A Jordanian parliament member said his son carried out a suicide bombing in Iraq just three months after the family failed to prevent him from joining the Islamic State extremist group.

Jordan is part of an international military coalition against IS, but the group has some grassroots support in the country.

Parliamentarian Mazen Dalaeen told The Associated Press he last saw his 23-year-old son Mohammed in June in Ukraine, where he was studying medicine.

Dalaeen said his son left for Iraq via Turkey and Syria the next day, after they argued about the terror group.

He said Saturday he learned of Mohammed’s death late last week from IS-linked websites that posted a photo of his son and said he participated in a triple suicide car bomb attack on an Iraqi army post.

“He considered me and his mother to be apostates and was trying to convince us to join IS,” he said.

The MP said he had last heard from Mohammed in August when he sent a message that he “had been signed up for a suicide attack soon.”

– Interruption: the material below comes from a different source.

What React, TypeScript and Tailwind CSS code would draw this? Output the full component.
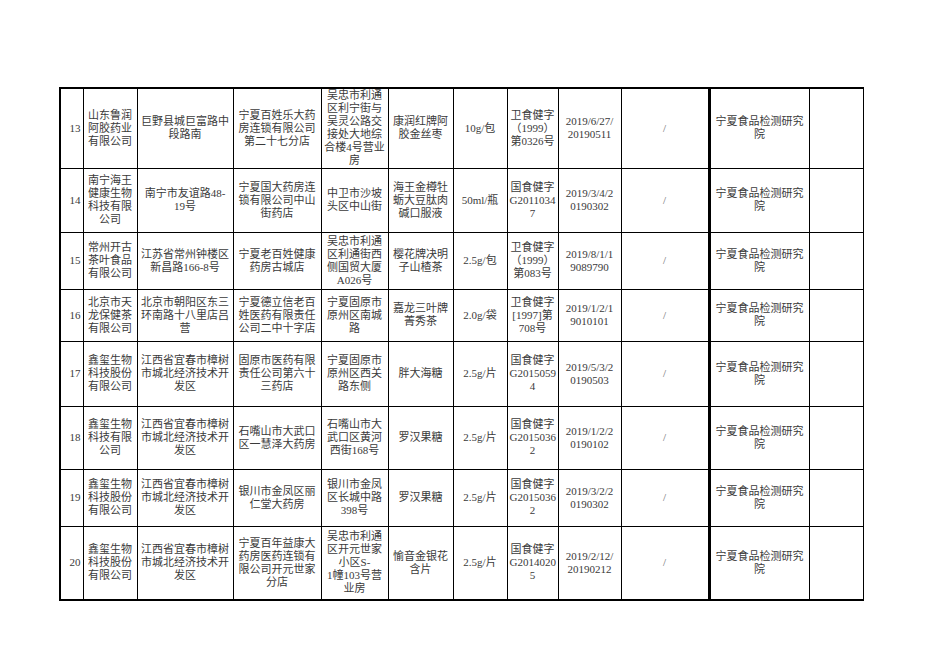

In a statement posted on Twitter on Wednesday, IS claimed a triple car bombing on the northern outskirts of Ramadi, a city west of Baghdad under IS control since May.

Iraqi military sources confirmed suicide attacks in the area Tuesday but were unable to identify the bombers.

“Three suicide car bombs targeted Iraqi security forces in their progress in Al-Jaraishi,” an army colonel told AFP.

“The security forces repelled the attacks using Russian-made Kornet missiles,” he said.

Musa Abdullat, a leading Jordanian lawyer for Islamist groups, told AFP up to 4,000 Jordanians are members of jihadist groups in Iraq and neighboring Syria.

“Eighty percent of them have joined IS,” he said, adding that 420 Jordanian jihadists had been killed in Iraq and Syria since 2011.